Leah liked the idea behind Women in Science in Engineering (WISE) — women supporting other women in a male-dominated area of academia — but she quickly realized, “We can do more to foster an inclusive environment.”  Wanting to expand the group to include men and broaden its scope to include other minorities “to show that these issues were affecting everyone,” she found a fellow chemistry graduate student who shared her vision. Together they re-shaped Allies for Minorities and Women in Science and Engineering (AM-WISE) “to harness the power that WISE had accrued to affect positive change.”

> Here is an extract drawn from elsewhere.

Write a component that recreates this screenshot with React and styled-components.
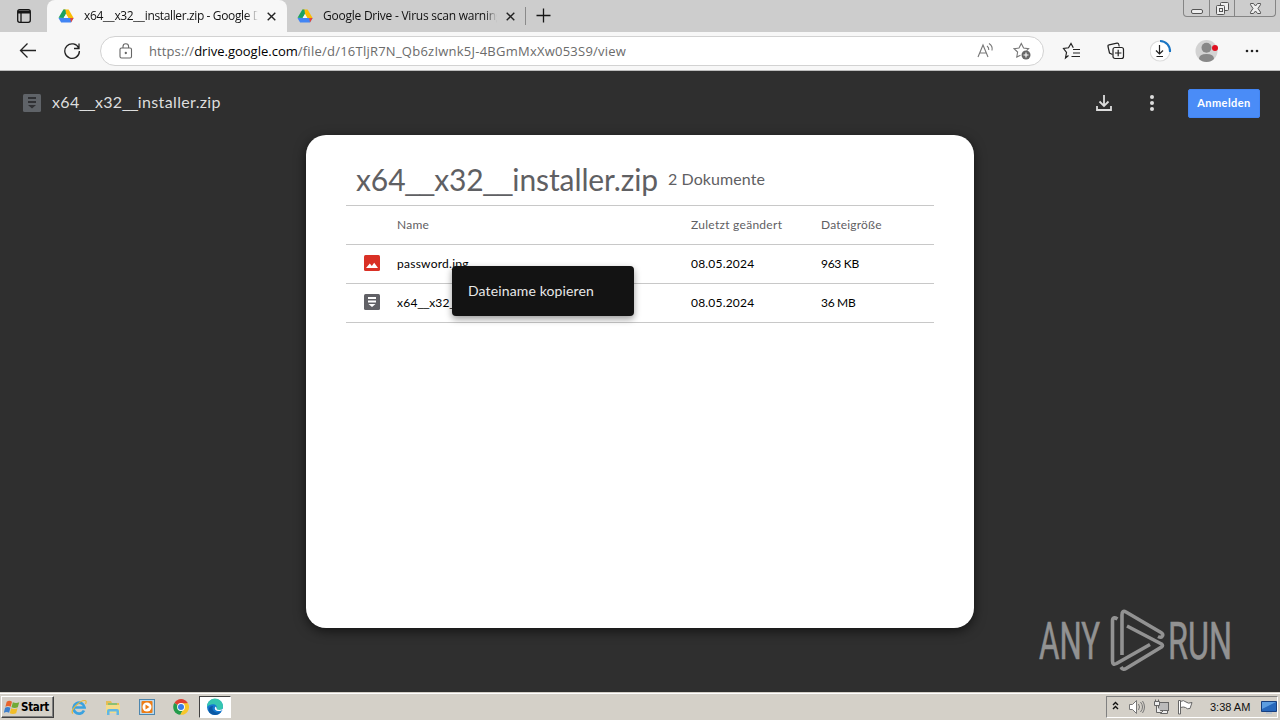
import styled, { createGlobalStyle } from "styled-components";

const GlobalStyle = createGlobalStyle`
  * {
    box-sizing: border-box;
  }
  body {
    margin: 0;
    overflow: hidden;
    font-family: "Open Sans", "Noto Sans", sans-serif;
  }
  svg {
    display: block;
    flex: none;
  }
`;

const Screen = styled.div`
  width: 1280px;
  height: 720px;
  display: flex;
  flex-direction: column;
  background-color: #2f2f2f;
`;

const Label = styled.span`
  white-space: pre;
  line-height: 1.3;
  font-size: ${(p) => p.$size || 12}px;
  letter-spacing: ${(p) => p.$spacing || 0}px;
  color: ${(p) => p.$color || "#111"};
`;
const Underscores = styled.span`
  font-family: "Liberation Sans", sans-serif;
  font-size: 0.86em;
  letter-spacing: 0;
`;

/* ---------- browser chrome ---------- */

const TabStrip = styled.div`
  height: 32px;
  flex: none;
  display: flex;
  background-color: #cdcdcd;
`;
const TabActions = styled.div`
  width: 47px;
  display: flex;
  align-items: center;
  padding-left: 16px;
`;
const Tab = styled.div`
  width: ${(p) => p.$width}px;
  height: 32px;
  padding: 0 10px 0 ${(p) => (p.$active ? 11 : 10)}px;
  display: flex;
  align-items: center;
  border-radius: 8px 8px 0 0;
  background-color: ${(p) => (p.$active ? "#f7f7f7" : "transparent")};
`;
const TabTitle = styled.div`
  width: 174px;
  height: 18px;
  margin: 0 9px 0 10px;
  overflow: hidden;
  line-height: 15px;
  mask-image: linear-gradient(90deg, #000 93%, transparent);
`;
const Divider = styled.div`
  width: 1px;
  height: 18px;
  margin: 7px 10px 0 0;
  background-color: #8a8a8a;
`;
const NewTab = styled.div`
  padding-top: 8px;
`;
const WindowControls = styled.div`
  width: 93px;
  height: 17px;
  margin: 0 4px 0 auto;
  display: grid;
  grid-template-columns: 25px 25px 1fr;
  border: 1px solid #858585;
  border-top: none;
  border-radius: 0 0 4px 4px;
`;
const WindowButton = styled.div`
  display: flex;
  align-items: center;
  justify-content: center;
  & + & {
    border-left: 1px solid #858585;
  }
`;
const Toolbar = styled.div`
  height: 39px;
  flex: none;
  display: flex;
  align-items: center;
  padding-left: 19px;
  background-color: #f7f7f7;
  border-bottom: 1px solid #bdbdbd;
`;
const AddressBar = styled.div`
  width: 944px;
  height: 30px;
  margin-left: 19px;
  padding: 0 12px 0 18px;
  display: flex;
  align-items: center;
  border: 1px solid #d2d2d2;
  border-radius: 15px;
  background-color: white;
`;
const Url = styled.div`
  flex: 1;
  margin-left: 16px;
  padding-bottom: 3px;
`;
const ToolIcons = styled.div`
  display: flex;
  align-items: center;
  gap: 21px;
  margin-left: 16px;
`;

/* ---------- drive viewer ---------- */

const Viewer = styled.main`
  height: 621px;
  flex: none;
  display: flex;
  flex-direction: column;
  align-items: center;
  position: relative;
  background-color: #2f2f2f;
  font-family: "Lato", sans-serif;
`;
const ViewerHeader = styled.header`
  width: 100%;
  height: 64px;
  padding: 0 20px;
  display: flex;
  align-items: center;
`;
const FileTitle = styled.div`
  flex: 1;
  margin-left: 8px;
  padding-bottom: 2px;
`;
const HeaderActions = styled.div`
  display: flex;
  gap: 24px;
  margin-right: 24px;
`;
const SignIn = styled.button`
  width: 72px;
  height: 29px;
  padding: 0 0 1px;
  border: 1px solid #4285f4;
  border-radius: 2px;
  background-color: #4a8cf7;
  color: white;
  font: bold 11px "Lato", sans-serif;
  letter-spacing: 0.45px;
`;
const Card = styled.section`
  width: 668px;
  height: 493px;
  padding: 19px 40px 0;
  border-radius: 20px;
  background-color: white;
  box-shadow: 0 3px 12px rgba(0, 0, 0, 0.6);
`;
const CardHeading = styled.div`
  height: 52px;
  padding-left: 10px;
  display: flex;
  align-items: center;
  gap: 10px;
  border-bottom: 1px solid #c8c8c8;
`;
const Row = styled.div`
  height: 39px;
  display: grid;
  grid-template-columns: 51px 294px 130px 1fr;
  align-items: center;
  border-bottom: 1px solid #c8c8c8;
`;
const TypeIcon = styled.div`
  padding-left: 18px;
  padding-bottom: 2px;
`;
const ContextMenu = styled.div`
  position: absolute;
  left: 452px;
  top: 195px;
  width: 182px;
  height: 50px;
  padding-left: 16px;
  display: flex;
  align-items: center;
  border-radius: 4px;
  background-color: #131313;
  box-shadow: 0 3px 7px rgba(0, 0, 0, 0.4);
`;
const Watermark = styled.div`
  position: absolute;
  left: 1036px;
  top: 535px;
`;

/* ---------- taskbar ---------- */

const Taskbar = styled.footer`
  height: 28px;
  flex: none;
  display: flex;
  align-items: center;
  padding: 1px 2px 0 1px;
  border-top: 1px solid #d4d0c8;
  box-shadow: inset 0 1px 0 #fff;
  background-color: #d4d0c8;
`;
const StartButton = styled.div`
  width: 53px;
  height: 22px;
  display: flex;
  align-items: center;
  gap: 1px;
  padding-left: 2px;
  border: 1px solid;
  border-color: #fff #404040 #404040 #fff;
  box-shadow: inset -1px -1px 0 #808080;
  font: bold 11.5px "DejaVu Sans Condensed", "DejaVu Sans", sans-serif;
  letter-spacing: -0.3px;
`;
const QuickLaunch = styled.div`
  display: flex;
  gap: 18px;
  margin: 0 10px 0 17px;
`;
const TaskButton = styled.div`
  width: 32px;
  height: 22px;
  display: flex;
  align-items: center;
  justify-content: center;
  border: 1px solid;
  border-color: #404040 #fff #fff #404040;
  background-color: white;
`;
const Tray = styled.div`
  width: 172px;
  height: 22px;
  margin-left: auto;
  padding-left: 5px;
  display: flex;
  align-items: center;
  border: 1px solid;
  border-color: #808080 #fff #fff #808080;
  font-family: "Liberation Sans", sans-serif;
`;
const Clock = styled.div`
  width: 44px;
  margin: 0 8px 0 16px;
  font-size: 11px;
  white-space: nowrap;
  color: #111;
`;

const DriveLogo = () => (
  <svg width="16" height="16" viewBox="0 0 16 16">
    <path d="M10.6 1.5 15.6 10h-5.3L5.4 1.5z" fill="#fbbc04" />
    <path d="M5.4 1.5h2L8 6l-2.4 4L.5 9.8z" fill="#1aa260" />
    <path d="M.5 10h15.1L13 14.5H3.1z" fill="#4285f4" />
    <path d="m12.2 10 3.4 0-2.6 4.5z" fill="#ea4335" />
    <path d="M8 6 5.6 10h4.7z" fill="#f7f7f7" />
  </svg>
);

const CloseIcon = () => (
  <svg width="9" height="9" viewBox="0 0 9 9" stroke="#222" strokeWidth="1.4">
    <path d="m.7.7 7.6 7.6M8.3.7.7 8.3" />
  </svg>
);

const ArchiveIcon = () => (
  <svg width="16" height="16" viewBox="0 0 16 16">
    <rect width="16" height="16" rx="1.5" fill="#616166" />
    <path d="M4 3h8v2H4zM4 6.5h8v2H4zM4.5 10h7L8 13z" fill="#fff" />
  </svg>
);

const ImageIcon = () => (
  <svg width="16" height="16" viewBox="0 0 16 16">
    <rect width="16" height="16" rx="1.5" fill="#d93025" />
    <path d="m2 13 3.8-4.5L7.8 11l2.4-3.2L14 13z" fill="#fff" />
  </svg>
);

const FileName = ({ children }) =>
  children.split(/(__)/).map((part, i) => (part === "__" ? <Underscores key={i}>__</Underscores> : part));

const BrowserTab = ({ title, active, width, spacing }) => (
  <Tab $active={active} $width={width}>
    <DriveLogo />
    <TabTitle>
      <Label $size={12} $spacing={spacing}>
        <FileName>{title}</FileName>
      </Label>
    </TabTitle>
    <CloseIcon />
  </Tab>
);

const Browser = () => (
  <>
    <TabStrip>
      <TabActions>
        <svg width="16" height="16" fill="none" stroke="#151515" strokeWidth="1.3">
          <rect x="1.7" y="1.7" width="12.6" height="12.6" rx="2" />
          <path d="M2 3.3h12M2 4.7h12" strokeWidth="1.6" />
          <path d="M5 5v9" />
        </svg>
      </TabActions>
      <BrowserTab active width={240} title="x64__x32__installer.zip - Google D" spacing={-0.37} />
      <BrowserTab width={238} title="Google Drive - Virus scan warning" spacing={-0.24} />
      <Divider />
      <NewTab>
        <svg width="15" height="15" stroke="#151515" strokeWidth="1.3">
          <path d="M7.5.5v14M.5 7.5h14" />
        </svg>
      </NewTab>
      <WindowControls>
        <WindowButton>
          <svg width="14" height="15" fill="#eee" stroke="#555">
            <rect x="1.5" y="8.5" width="11" height="4" rx="1.5" />
          </svg>
        </WindowButton>
        <WindowButton>
          <svg width="14" height="15" fill="#eee" stroke="#555">
            <rect x="5.5" y="1.5" width="8" height="8" rx="1" />
            <rect x="1.5" y="4.5" width="8" height="9" rx="1" />
            <rect x="4.5" y="7.5" width="3" height="3" />
          </svg>
        </WindowButton>
        <WindowButton>
          <svg width="13" height="13" fill="#eee" stroke="#555">
            <path d="M1.5 1.5h3l2 2.5 2-2.5h3v1.2L9 6.5l2.5 3.7v1.3h-3l-2-2.5-2 2.5h-3v-1.3L4 6.5 1.5 2.7z" />
          </svg>
        </WindowButton>
      </WindowControls>
    </TabStrip>
    <Toolbar>
      <svg width="18" height="18" fill="none" stroke="#222" strokeWidth="1.3">
        <path d="M17 8.5H1.5M8.5 1.5l-7 7 7 7" />
      </svg>
      <svg width="18" height="18" fill="none" stroke="#222" strokeWidth="1.3" style={{ marginLeft: 26 }}>
        <path d="M15.8 6.2a7.3 7.3 0 1 0 .6 2.8M16 1.5v5h-5" />
      </svg>
      <AddressBar>
        <svg width="14" height="17" fill="none" stroke="#666" strokeWidth="1.1">
          <rect x="1" y="5" width="11.5" height="10" rx="1.5" />
          <path d="M4 5V3.6a2.8 2.8 0 0 1 5.6 0V5" />
          <circle cx="6.8" cy="10" r=".6" fill="#666" />
        </svg>
        <Url>
          <Label $size={13} $spacing={0.1} $color="#6b6b6b">https://</Label>
          <Label $size={13} $color="#000">drive.google.com</Label>
          <Label $size={13} $spacing={0.24} $color="#6b6b6b">/file/d/16TljR7N_Qb6zIwnk5J-4BGmMxXw053S9/view</Label>
        </Url>
        <svg width="17" height="18" fill="none" stroke="#777" strokeWidth="1.1">
          <path d="M1 15 6 3l5 12M3 11h6M10 4q2 1.5 1.8 4M12 1.5q4 2.5 3 7" />
        </svg>
        <svg width="18" height="18" fill="none" stroke="#777" strokeWidth="1.1" style={{ marginLeft: 19 }}>
          <path d="M7.5 13.2 3.8 15l.8-5L1 6.7l5-.6L8.3 1.5l2.3 4.6 5 .6-2 2" />
          <circle cx="13" cy="13" r="4.5" fill="#666" stroke="none" />
          <path d="M13 10.5v5M10.5 13h5" stroke="#fff" />
        </svg>
      </AddressBar>
      <ToolIcons>
        <svg width="24" height="24" fill="none" stroke="#222" strokeWidth="1.2">
          <path d="M8.5 16.5 5.5 19l1-5.5L3.5 9.5l5-.7L11 4.5l2.3 4.3M13 10.5h7M13 14h7M11.5 17.5H20" />
        </svg>
        <svg width="24" height="24" fill="none" stroke="#222" strokeWidth="1.2">
          <path d="M7.5 15.5 4.5 14 3 7.5q-.3-1.5 1-1.7l8-1.6q1.5-.2 1.8 1.3l.4 2" />
          <rect x="8" y="8.5" width="10.5" height="11" rx="2" />
          <path d="M13.2 10.8v6.4M10 14h6.4" />
        </svg>
        <svg width="24" height="24" fill="none" stroke="#222" strokeWidth="1.2">
          <circle cx="10" cy="12" r="10" fill="#fff" stroke="#ddd" />
          <path d="M10 2a10 10 0 0 1 10 11" stroke="#1a75c4" strokeWidth="2" />
          <path d="M9.5 6v9M6 11.5l3.5 3.5 3.5-3.5M6.5 17.5h6.5" />
        </svg>
        <svg width="26" height="24">
          <circle cx="11.5" cy="12" r="11" fill="#d3d3d3" />
          <circle cx="11.5" cy="8.8" r="5" fill="#888" />
          <path d="M4 20q0-5 7.5-5t7.5 5q-3 3-7.5 3T4 20" fill="#888" />
          <circle cx="20" cy="9" r="3" fill="#e01020" />
        </svg>
        <svg width="20" height="20" fill="#222">
          <circle cx="5" cy="10" r="1.3" />
          <circle cx="10" cy="10" r="1.3" />
          <circle cx="15" cy="10" r="1.3" />
        </svg>
      </ToolIcons>
    </Toolbar>
  </>
);

const files = [
  { icon: <ImageIcon />, name: "password.jpg", date: "08.05.2024", size: "963 KB" },
  { icon: <ArchiveIcon />, name: "x64__x32__installer.zip", date: "08.05.2024", size: "36 MB" },
];

const DriveViewer = () => (
  <Viewer>
    <ViewerHeader>
      <svg width="24" height="24" viewBox="0 0 24 24">
        <rect x="3" y="3" width="18" height="18" rx="1.5" fill="#5f6368" />
        <path d="M8 6h8v2H8zM8 10h8v2H8zM8 14h8l-4 3.5z" fill="#303134" />
      </svg>
      <FileTitle>
        <Label $size={16} $spacing={0.36} $color="#dedede">
          <FileName>x64__x32__installer.zip</FileName>
        </Label>
      </FileTitle>
      <HeaderActions>
        <svg width="24" height="24" fill="none" stroke="#ddd" strokeWidth="1.8">
          <path d="M12 4v11M7.5 10.5 12 15l4.5-4.5M5 15v4h14v-4" />
        </svg>
        <svg width="24" height="24" fill="#ddd">
          <circle cx="12" cy="6" r="2" />
          <circle cx="12" cy="12" r="2" />
          <circle cx="12" cy="18" r="2" />
        </svg>
      </HeaderActions>
      <SignIn>Anmelden</SignIn>
    </ViewerHeader>
    <Card>
      <CardHeading>
        <Label $size={30} $spacing={-0.1} $color="#5f6063">
          <FileName>x64__x32__installer.zip</FileName>
        </Label>
        <Label $size={16} $spacing={0.08} $color="#5f6063">2 Dokumente</Label>
      </CardHeading>
      <Row>
        <span />
        <Label $color="#5f6063" $spacing={0.25}>Name</Label>
        <Label $color="#5f6063" $spacing={0.28}>Zuletzt geändert</Label>
        <Label $color="#5f6063" $spacing={0.2}>Dateigröße</Label>
      </Row>
      {files.map((file) => (
        <Row key={file.name}>
          <TypeIcon>{file.icon}</TypeIcon>
          <Label $color="#000" $spacing={0.25}>
            <FileName>{file.name}</FileName>
          </Label>
          <Label $color="#000" $spacing={0.2}>{file.date}</Label>
          <Label $color="#000" $spacing={-0.3}>{file.size}</Label>
        </Row>
      ))}
    </Card>
    <ContextMenu>
      <Label $size={14} $spacing={0.13} $color="#e8e8e8">Dateiname kopieren</Label>
    </ContextMenu>
    <Watermark>
      <svg width="210" height="72" fill="none" stroke="#929292" strokeWidth="3.6">
        <g fill="#929292" strokeWidth="0.6" fontFamily="Roboto, sans-serif" fontSize="51">
          <text x="3" y="53" textLength="61" lengthAdjust="spacingAndGlyphs">ANY</text>
          <text x="132" y="53" textLength="64" lengthAdjust="spacingAndGlyphs">RUN</text>
        </g>
        <g strokeLinejoin="round">
          <path d="M81.5 13q-5-3-5 2v40q0 4.500 4 2.500L114 38.500" />
          <path d="M86 49V9q0-5 4-3l35 20.500q3 2 1 4-1 1.500-4 0" />
          <path d="m91 20 34.500 18q2 1.500 0 3L90 62.500q-3 2-5-1.500" />
        </g>
      </svg>
    </Watermark>
  </Viewer>
);

const EdgeLogo = () => (
  <svg width="18" height="18" viewBox="0 0 18 18">
    <circle cx="9" cy="9" r="8" fill="#1479cf" />
    <path d="M1 9a8 8 0 0 1 16-1c.5 4-4 5-6.500 3.500C13 6 5 4 1 9z" fill="#35c6b0" />
    <path d="M7 8c-2 4 2 8 8 6-3 4-9 4-12 0-1-4 1-6 4-6z" fill="#0c59a4" />
    <path d="M10 8.500c-2 .8-1.500 4.300 2 4.500 2.500.1 4-.5 6-2v-1c-2 2-5 2.500-7 1.500z" fill="#fff" />
  </svg>
);

const WindowsTaskbar = () => (
  <Taskbar>
    <StartButton>
      <svg width="16" height="17" viewBox="0 0 15 16">
        <path d="M2.5 2.5q2.500-1.500 5 0L6.300 7.300q-2.500-1.400-5 0z" fill="#e8642c" />
        <path d="M8.300 3q3 1.300 6 0L13 7.800q-3 1.300-6 0z" fill="#70aa35" />
        <path d="M1 8.300q2.500-1.400 5 0L4.800 13q-2.500-1.500-5 0z" fill="#3d7fcc" />
        <path d="M6.700 8.800q3 1.300 6 0l-1.300 4.700q-3 1.300-6 0z" fill="#f1bd28" />
      </svg>
      Start
    </StartButton>
    <QuickLaunch>
      <svg width="16" height="16" viewBox="0 0 16 16" fill="none">
        <path d="M13 11.500A5.500 5.500 0 1 1 13.500 8.500H4" stroke="#3ba2df" strokeWidth="2.7" />
        <path d="M2 14.500C-2 12 9 1 14 1.500q2 .5.5 3.500" stroke="#e8b83b" strokeWidth="1.2" />
      </svg>
      <svg width="16" height="16" viewBox="0 0 16 16">
        <path d="M1 2h5l1 2h7v10H1z" fill="#e5bd55" />
        <path d="M3 4h9v4H3z" fill="#8bbf72" />
        <path d="M1 6h14v8H1z" fill="#f4dc8a" />
        <path d="M2 16v-4q0-2 2-2h8q2 0 2 2v4h-2.500v-3.500h-7V16z" fill="#61b7e4" />
      </svg>
      <svg width="16" height="16" viewBox="0 0 16 16">
        <rect x=".5" y=".5" width="15" height="15" fill="#b9d9ef" stroke="#4d86ae" />
        <rect x="2.5" y="2" width="11" height="12" rx="1" fill="#ed7d17" />
        <circle cx="8" cy="8" r="4.5" fill="#fff" />
        <path d="m6.500 5.500 4 2.500-4 2.500z" fill="#ed7d17" />
      </svg>
      <svg width="16" height="16" viewBox="0 0 16 16">
        <path d="M8 8 1.300 4A7.800 7.800 0 0 1 14.800 4z" fill="#df4032" />
        <path d="M8 8 1.300 4a7.800 7.800 0 0 0 6 11.800l3.500-6z" fill="#249b4b" />
        <path d="M8 4.300h7A7.800 7.800 0 0 1 7.300 15.800L11 9z" fill="#f7c72b" />
        <circle cx="8" cy="8" r="3.9" fill="#fff" />
        <circle cx="8" cy="8" r="3" fill="#397de8" />
      </svg>
    </QuickLaunch>
    <TaskButton>
      <EdgeLogo />
    </TaskButton>
    <Tray>
      <svg width="8" height="14" fill="none" stroke="#111" strokeWidth="1.4">
        <path d="m1 5 2.500-2.500L6 5M1 9l2.500-2.500L6 9" />
      </svg>
      <svg width="18" height="16" fill="none" stroke="#777" style={{ marginLeft: 8 }}>
        <path d="M1.500 5.500h3l4-4v13l-4-4h-3z" fill="#fff" />
        <path d="M10.500 5q2 3 0 6M12.500 3q4 5 0 10M14.500 2q4 6 0 12" />
      </svg>
      <svg width="17" height="16" fill="#eee" stroke="#666" style={{ marginLeft: 7 }}>
        <rect x="5.5" y="3.5" width="10" height="8" fill="#bbb" />
        <path d="M1.500 2.500h5v4h-5zM3.500 6.500v7h5M2.500.5v2M5.500.5v2M7.500 14.500h7v-3h-4z" />
      </svg>
      <svg width="17" height="16" fill="#fff" stroke="#666" style={{ marginLeft: 7 }}>
        <path d="M1.500 15V1.500h2V15zM3.500 2.500q3-2 5.500.5 2 2 6 .5l-2 6q-3 1-4.500-1-2-1-5 0z" />
      </svg>
      <Clock>3:38 AM</Clock>
      <svg width="16" height="15">
        <path d="M.5 1.500h15v10H.5z" fill="#2667bb" stroke="#173f7f" />
        <path d="M1 2h14L1 9z" fill="#5c9de0" />
        <path d="M5 12h6v2H5z" fill="#b9c4d0" />
      </svg>
    </Tray>
  </Taskbar>
);

export default function App() {
  return (
    <Screen>
      <GlobalStyle />
      <Browser />
      <DriveViewer />
      <WindowsTaskbar />
    </Screen>
  );
}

Like good researchers, they began with data, administering a climate survey to their colleagues in the chemistry and physics departments. Based on the survey results, AM_WISE launched several key initiatives: mentorship training for all incoming tenure-track chemistry faculty, a mentee training series for graduate students and postdocs, a town hall meeting where students and postdocs from the chemistry, physics and biology departments were able to share their thoughts. When faculty expressed concern about how to handle reports of sexual harassment, AM_WISE and the faculty Diversity Committee began developing a step-by-step instruction manual with a “clear line of response,”  Bowers and her AM-WISE colleagues are working to ensure that all underrepresented groups are strongly supported at work and free to explore both traditional and non-traditional career paths.


2019 University Awards for the Advancement of Women.  Award recipients include AMPED EFRC graduate student Leah Bowers (second from left).